Moreover, the FIFA halftime show itself is a one‑off marketing expense. The sponsor paid for visibility, not for token utility. The number of new users who convert from watching a show to buying a fan token is negligible. Even if it were large, the platform behind the token — a centralized, permissioned chain — cannot scale to absorb that demand without introducing gatekeeping. The very design of fan tokens precludes mass adoption because the voting rights are a commodity that becomes diluted with every new team added. The more successful Chiliz becomes at onboarding clubs, the less each token is worth in governance terms.

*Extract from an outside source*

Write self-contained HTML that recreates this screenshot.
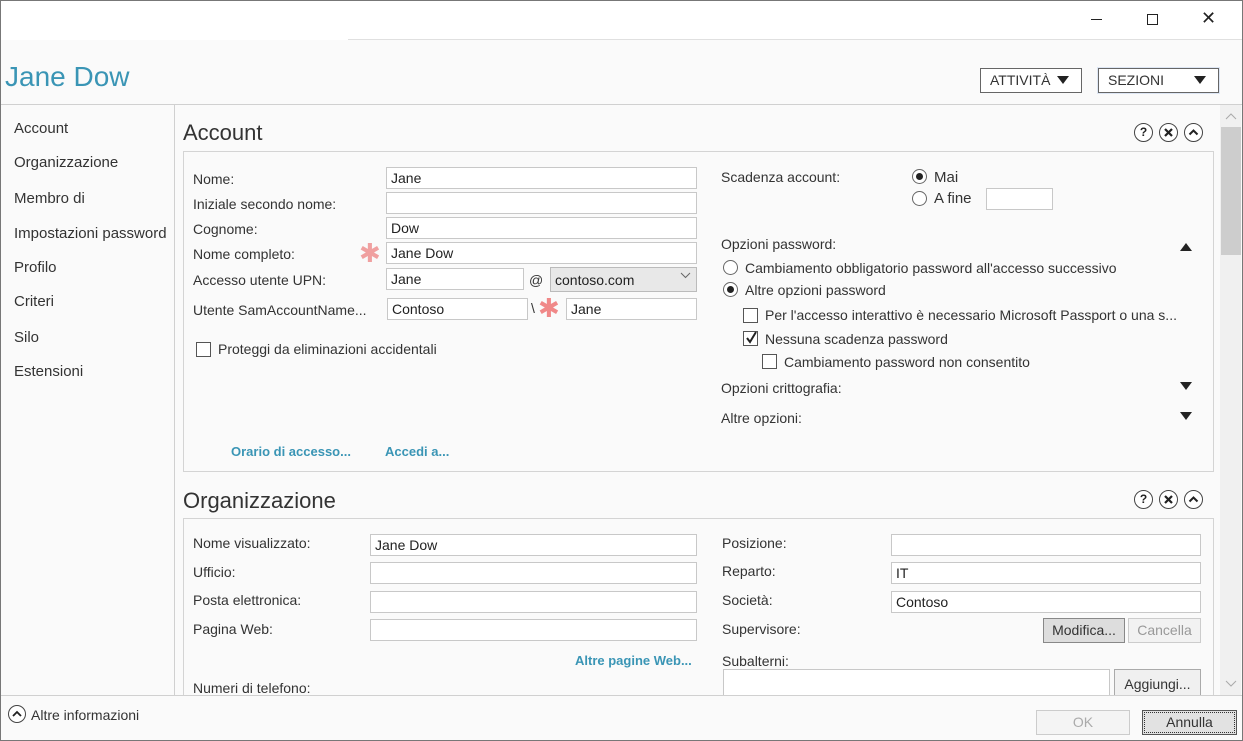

Retail traders see a headline and assume endorsement by a global institution. Smart money sees a paid advertisement and calculates the cost per impression. The gap between perception and reality is where the transfer of wealth happens. In this case, the transfer is from long‑term believers (who accumulate tokenized votes) to short‑term speculators (who use events as exit liquidity). The FIFA halftime show is not a bullish catalyst — it is a scheduled distribution event disguised as a celebration.
Takeaway
CHZ price action will converge with on‑chain reality within two to three weeks. The current support at $0.10 is built on retail demand that is fading. If spot price cannot sustain above $0.11 in the next five trading days, expect a rapid move toward $0.08 — a level that tested supply multiple times in the prior consolidation zone. A break below $0.08 opens the door to $0.05, the pre‑hype baseline. The safest position is no position. Let the order book confirm the narrative before committing capital. If you must trade, sell strength into the $0.12–$0.13 range, not buy it. The halftime show ends in two hours. The structural imbalance lasts through the next cycle.